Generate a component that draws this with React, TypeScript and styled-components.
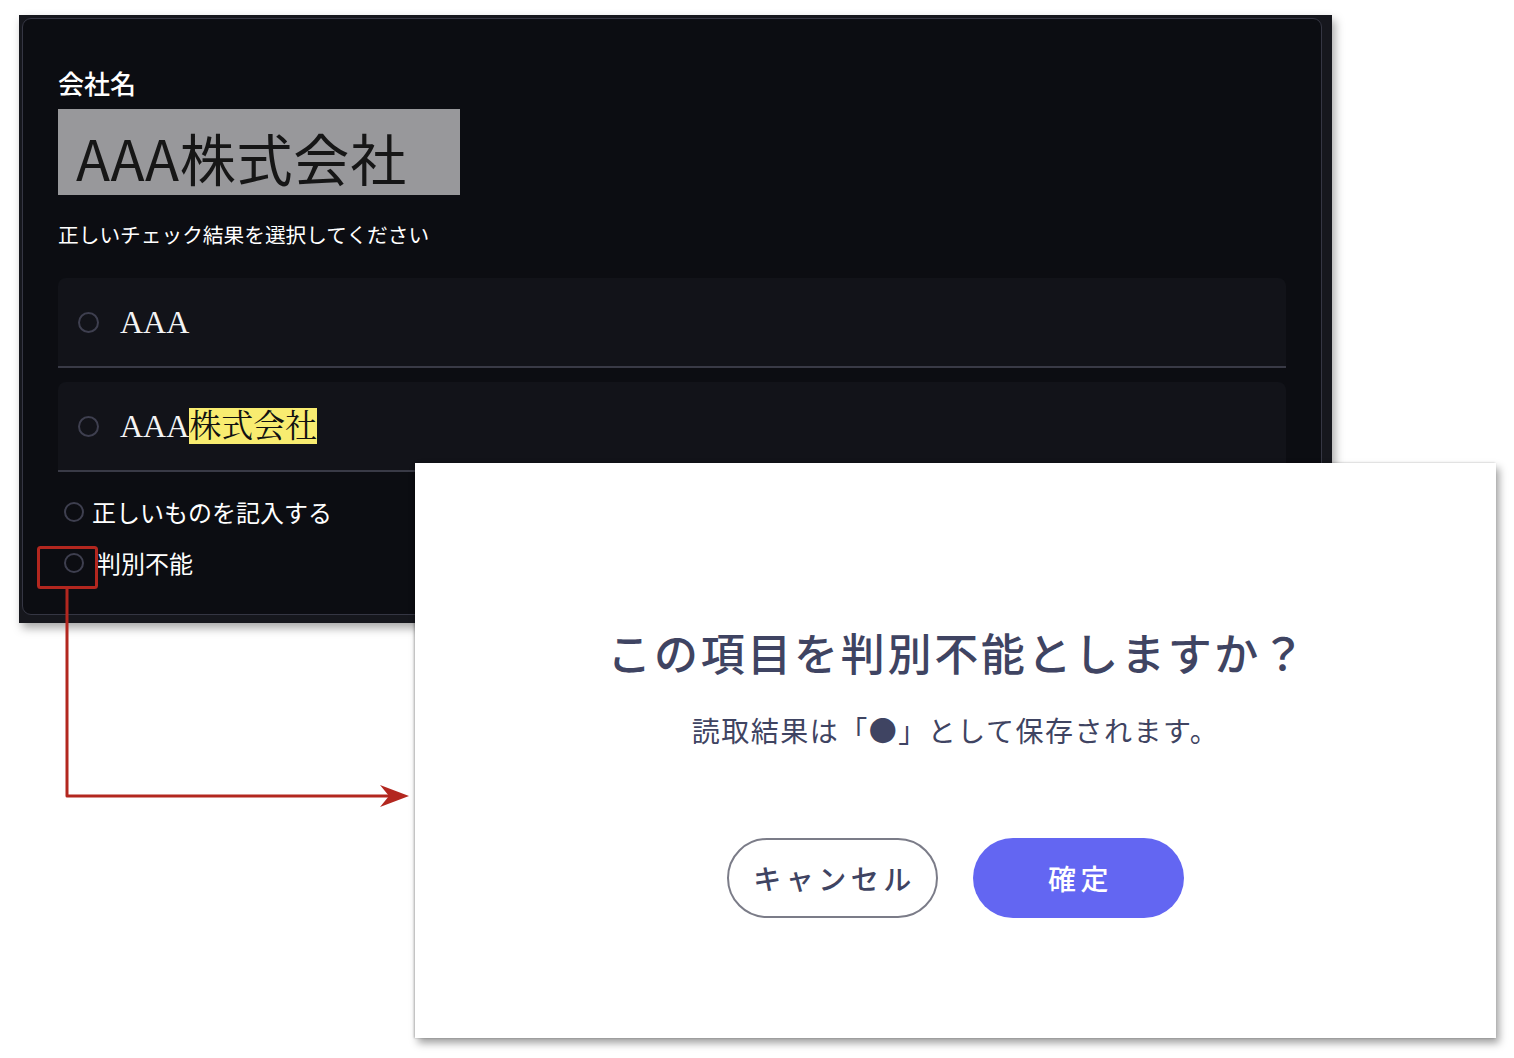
import styled, { createGlobalStyle } from "styled-components";

const GlobalStyle = createGlobalStyle`
  html, body {
    margin: 0;
    padding: 0;
    background: #ffffff;
  }
  body {
    font-family: "Noto Sans CJK JP", "Noto Sans", sans-serif;
  }
`;

const SANS = `"Noto Sans CJK JP", "Noto Sans", sans-serif`;
const SERIF = `"Liberation Serif", "Noto Serif CJK JP", "Noto Sans CJK JP", serif`;

const Canvas = styled.div`
  position: relative;
  width: 1514px;
  height: 1058px;
  overflow: hidden;
  background: #ffffff;
`;

// dark screenshot, placed on the canvas
const ScreenFrame = styled.div`
  position: absolute;
  left: 19px;
  top: 15px;
  width: 1313px;
  height: 608px;
  box-sizing: border-box;
  padding: 3px 10px 8px 3px;
  background: #16171d;
  box-shadow: 3px 5px 9px rgba(0, 0, 0, 0.35);
`;

const Card = styled.div`
  box-sizing: border-box;
  height: 100%;
  padding: 46px 35px 0 35px;
  background: #0c0d12;
  border: 1.5px solid #353643;
  border-radius: 9px;
  color: #ffffff;
  font-family: ${SANS};
`;

const FieldLabel = styled.div`
  font-size: 26px;
  line-height: 36px;
  font-weight: 500;
`;

const ScanImage = styled.div`
  width: 402px;
  height: 86px;
  margin-top: 8px;
  box-sizing: border-box;
  padding: 8px 0 0 18px;
  display: flex;
  align-items: center;
  background: #98989b;
  color: #161616;
  font-size: 56px;
  letter-spacing: 0.8px;
  filter: blur(0.4px);
`;

const Prompt = styled.div`
  margin-top: 24px;
  font-size: 20.7px;
  line-height: 30px;
`;

const OptionList = styled.div`
  margin-top: 29px;
  display: flex;
  flex-direction: column;
  gap: 14px;
`;

const OptionCard = styled.div`
  height: 90px;
  box-sizing: border-box;
  display: flex;
  align-items: center;
  padding-left: 20px;
  background: #121319;
  border-bottom: 2px solid #393a46;
  border-radius: 8px 8px 0 0;
`;

const Radio = styled.span<{ $size?: number }>`
  flex: none;
  width: ${(p) => p.$size ?? 21}px;
  height: ${(p) => p.$size ?? 21}px;
  box-sizing: border-box;
  border: 2px solid #3e3f4f;
  border-radius: 50%;
`;

const OptionText = styled.span`
  margin-left: 21px;
  font-family: ${SERIF};
  font-size: 32px;
  line-height: 1;
  color: #f4f4f4;
`;

const Marked = styled.span`
  background: #f8ec70;
  color: #111111;
`;

const ExtraList = styled.div`
  margin-top: 22px;
  margin-left: 6px;
  display: flex;
  flex-direction: column;
  gap: 16px;
`;

const ExtraRow = styled.div<{ $gap: number }>`
  display: flex;
  align-items: center;
  gap: ${(p) => p.$gap}px;
  font-size: 24px;
  line-height: 35px;
`;

// confirmation dialog, placed on the canvas
const Modal = styled.div`
  position: absolute;
  left: 415px;
  top: 463px;
  width: 1081px;
  height: 575px;
  box-sizing: border-box;
  padding-top: 161px;
  display: flex;
  flex-direction: column;
  align-items: center;
  background: #ffffff;
  box-shadow: 3px 5px 8px rgba(0, 0, 0, 0.38), -1px 0 2px rgba(0, 0, 0, 0.25);
  color: #3f4462;
  font-family: ${SANS};
`;

const ModalTitle = styled.div`
  font-size: 44px;
  line-height: 56px;
  font-weight: 500;
  letter-spacing: 2.7px;
  margin-left: 4px;
`;

const ModalText = styled.div`
  margin-top: 30px;
  font-size: 28px;
  line-height: 40px;
  letter-spacing: 1.5px;
`;

const ButtonRow = styled.div`
  margin-top: 88px;
  display: flex;
  gap: 35px;
`;

const Button = styled.button<{ $primary?: boolean }>`
  width: 211px;
  height: 80px;
  box-sizing: border-box;
  border-radius: 40px;
  border: ${(p) => (p.$primary ? "none" : "2px solid #7b7c88")};
  background: ${(p) => (p.$primary ? "#6366f2" : "#ffffff")};
  color: ${(p) => (p.$primary ? "#ffffff" : "#3f4462")};
  font-family: ${SANS};
  font-size: 28px;
  font-weight: 500;
  letter-spacing: 4.5px;
  padding: 0 0 0 4px;
  cursor: pointer;
`;

const Annotation = styled.svg`
  position: absolute;
  left: 0;
  top: 0;
  pointer-events: none;
`;

export default function App() {
  return (
    <>
      <GlobalStyle />
      <Canvas>
        <ScreenFrame>
          <Card>
            <FieldLabel>会社名</FieldLabel>
            <ScanImage>AAA株式会社</ScanImage>
            <Prompt>正しいチェック結果を選択してください</Prompt>
            <OptionList>
              <OptionCard>
                <Radio />
                <OptionText>AAA</OptionText>
              </OptionCard>
              <OptionCard>
                <Radio />
                <OptionText>
                  AAA<Marked>株式会社</Marked>
                </OptionText>
              </OptionCard>
            </OptionList>
            <ExtraList>
              <ExtraRow $gap={8}>
                <Radio $size={20} />
                正しいものを記入する
              </ExtraRow>
              <ExtraRow $gap={13}>
                <Radio $size={20} />
                判別不能
              </ExtraRow>
            </ExtraList>
          </Card>
        </ScreenFrame>

        <Modal>
          <ModalTitle>この項目を判別不能としますか？</ModalTitle>
          <ModalText>読取結果は「●」として保存されます。</ModalText>
          <ButtonRow>
            <Button>キャンセル</Button>
            <Button $primary>確定</Button>
          </ButtonRow>
        </Modal>

        <Annotation width="1514" height="1058" viewBox="0 0 1514 1058">
          <rect x="38.5" y="547.5" width="58" height="40" rx="2" fill="none" stroke="#b3271f" strokeWidth="3" />
          <path d="M67 589 V796 H392" fill="none" stroke="#b3271f" strokeWidth="3" strokeLinejoin="round" />
          <path d="M409 796 L380 785 L389 796 L380 807 Z" fill="#b3271f" />
        </Annotation>
      </Canvas>
    </>
  );
}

::::

Using the material above, return every line exactly as it appears, minus the pictures.

- FINAL RESULT -
Generate a component that draws this with React, TypeScript and styled-components.
import styled, { createGlobalStyle } from "styled-components";

const GlobalStyle = createGlobalStyle`
  html, body {
    margin: 0;
    padding: 0;
    background: #ffffff;
  }
  body {
    font-family: "Noto Sans CJK JP", "Noto Sans", sans-serif;
  }
`;

const SANS = `"Noto Sans CJK JP", "Noto Sans", sans-serif`;
const SERIF = `"Liberation Serif", "Noto Serif CJK JP", "Noto Sans CJK JP", serif`;

const Canvas = styled.div`
  position: relative;
  width: 1514px;
  height: 1058px;
  overflow: hidden;
  background: #ffffff;
`;

// dark screenshot, placed on the canvas
const ScreenFrame = styled.div`
  position: absolute;
  left: 19px;
  top: 15px;
  width: 1313px;
  height: 608px;
  box-sizing: border-box;
  padding: 3px 10px 8px 3px;
  background: #16171d;
  box-shadow: 3px 5px 9px rgba(0, 0, 0, 0.35);
`;

const Card = styled.div`
  box-sizing: border-box;
  height: 100%;
  padding: 46px 35px 0 35px;
  background: #0c0d12;
  border: 1.5px solid #353643;
  border-radius: 9px;
  color: #ffffff;
  font-family: ${SANS};
`;

const FieldLabel = styled.div`
  font-size: 26px;
  line-height: 36px;
  font-weight: 500;
`;

const ScanImage = styled.div`
  width: 402px;
  height: 86px;
  margin-top: 8px;
  box-sizing: border-box;
  padding: 8px 0 0 18px;
  display: flex;
  align-items: center;
  background: #98989b;
  color: #161616;
  font-size: 56px;
  letter-spacing: 0.8px;
  filter: blur(0.4px);
`;

const Prompt = styled.div`
  margin-top: 24px;
  font-size: 20.7px;
  line-height: 30px;
`;

const OptionList = styled.div`
  margin-top: 29px;
  display: flex;
  flex-direction: column;
  gap: 14px;
`;

const OptionCard = styled.div`
  height: 90px;
  box-sizing: border-box;
  display: flex;
  align-items: center;
  padding-left: 20px;
  background: #121319;
  border-bottom: 2px solid #393a46;
  border-radius: 8px 8px 0 0;
`;

const Radio = styled.span<{ $size?: number }>`
  flex: none;
  width: ${(p) => p.$size ?? 21}px;
  height: ${(p) => p.$size ?? 21}px;
  box-sizing: border-box;
  border: 2px solid #3e3f4f;
  border-radius: 50%;
`;

const OptionText = styled.span`
  margin-left: 21px;
  font-family: ${SERIF};
  font-size: 32px;
  line-height: 1;
  color: #f4f4f4;
`;

const Marked = styled.span`
  background: #f8ec70;
  color: #111111;
`;

const ExtraList = styled.div`
  margin-top: 22px;
  margin-left: 6px;
  display: flex;
  flex-direction: column;
  gap: 16px;
`;

const ExtraRow = styled.div<{ $gap: number }>`
  display: flex;
  align-items: center;
  gap: ${(p) => p.$gap}px;
  font-size: 24px;
  line-height: 35px;
`;

// confirmation dialog, placed on the canvas
const Modal = styled.div`
  position: absolute;
  left: 415px;
  top: 463px;
  width: 1081px;
  height: 575px;
  box-sizing: border-box;
  padding-top: 161px;
  display: flex;
  flex-direction: column;
  align-items: center;
  background: #ffffff;
  box-shadow: 3px 5px 8px rgba(0, 0, 0, 0.38), -1px 0 2px rgba(0, 0, 0, 0.25);
  color: #3f4462;
  font-family: ${SANS};
`;

const ModalTitle = styled.div`
  font-size: 44px;
  line-height: 56px;
  font-weight: 500;
  letter-spacing: 2.7px;
  margin-left: 4px;
`;

const ModalText = styled.div`
  margin-top: 30px;
  font-size: 28px;
  line-height: 40px;
  letter-spacing: 1.5px;
`;

const ButtonRow = styled.div`
  margin-top: 88px;
  display: flex;
  gap: 35px;
`;

const Button = styled.button<{ $primary?: boolean }>`
  width: 211px;
  height: 80px;
  box-sizing: border-box;
  border-radius: 40px;
  border: ${(p) => (p.$primary ? "none" : "2px solid #7b7c88")};
  background: ${(p) => (p.$primary ? "#6366f2" : "#ffffff")};
  color: ${(p) => (p.$primary ? "#ffffff" : "#3f4462")};
  font-family: ${SANS};
  font-size: 28px;
  font-weight: 500;
  letter-spacing: 4.5px;
  padding: 0 0 0 4px;
  cursor: pointer;
`;

const Annotation = styled.svg`
  position: absolute;
  left: 0;
  top: 0;
  pointer-events: none;
`;

export default function App() {
  return (
    <>
      <GlobalStyle />
      <Canvas>
        <ScreenFrame>
          <Card>
            <FieldLabel>会社名</FieldLabel>
            <ScanImage>AAA株式会社</ScanImage>
            <Prompt>正しいチェック結果を選択してください</Prompt>
            <OptionList>
              <OptionCard>
                <Radio />
                <OptionText>AAA</OptionText>
              </OptionCard>
              <OptionCard>
                <Radio />
                <OptionText>
                  AAA<Marked>株式会社</Marked>
                </OptionText>
              </OptionCard>
            </OptionList>
            <ExtraList>
              <ExtraRow $gap={8}>
                <Radio $size={20} />
                正しいものを記入する
              </ExtraRow>
              <ExtraRow $gap={13}>
                <Radio $size={20} />
                判別不能
              </ExtraRow>
            </ExtraList>
          </Card>
        </ScreenFrame>

        <Modal>
          <ModalTitle>この項目を判別不能としますか？</ModalTitle>
          <ModalText>読取結果は「●」として保存されます。</ModalText>
          <ButtonRow>
            <Button>キャンセル</Button>
            <Button $primary>確定</Button>
          </ButtonRow>
        </Modal>

        <Annotation width="1514" height="1058" viewBox="0 0 1514 1058">
          <rect x="38.5" y="547.5" width="58" height="40" rx="2" fill="none" stroke="#b3271f" strokeWidth="3" />
          <path d="M67 589 V796 H392" fill="none" stroke="#b3271f" strokeWidth="3" strokeLinejoin="round" />
          <path d="M409 796 L380 785 L389 796 L380 807 Z" fill="#b3271f" />
        </Annotation>
      </Canvas>
    </>
  );
}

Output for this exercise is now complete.